The Hidden Costs of Flexibility: JIT Scheduling and Turnover in a U.S. Restaurant Chain
with Qiuping Yu
-- Working Paper
📖 Abstract
Just-in-time (JIT) scheduling, increasingly augmented by algorithmic tools, allows service firms to dynamically match labor supply with demand. While effective in reducing labor costs, such systems often generate precarious schedules—particularly in retail and service sectors—raising concerns about employee well-being and long-run firm performance. Using granular shift-level data covering over 2.3 million hours worked by 2,400+ frontline employees over three years at a national casual dining chain, we examine how scheduling quality – along three dimensions: predictability (advance notice), consistency (temporal stability), and sufficiency (adequacy of hours) – affects worker turnover.
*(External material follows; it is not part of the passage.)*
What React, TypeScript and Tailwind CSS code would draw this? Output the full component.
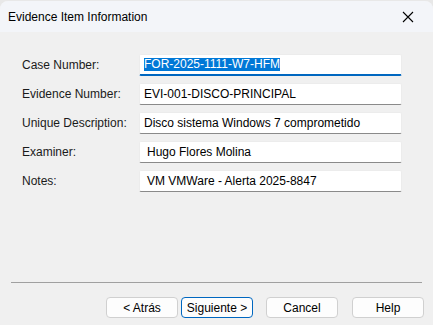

Leveraging a Cox proportional hazards model with an instrumental variables approach, we find that: (1) a 10 p.p. increase in real-time shift additions (with no advance notice) raises turnover risk by 7.1%, while additions with short (two-day) notice have no significant effect; (2) variability in shift timing increases attrition, but volatility in weekly hours does not; and (3) each additional weekly hour worked reduces turnover risk by 2.3%. These results highlight the hidden costs of just-in-time scheduling that prioritizes flexibility over schedule quality. Our findings offer actionable insights for firms seeking to improve workforce stability and contribute empirical evidence to ongoing policy debates on fair scheduling practices.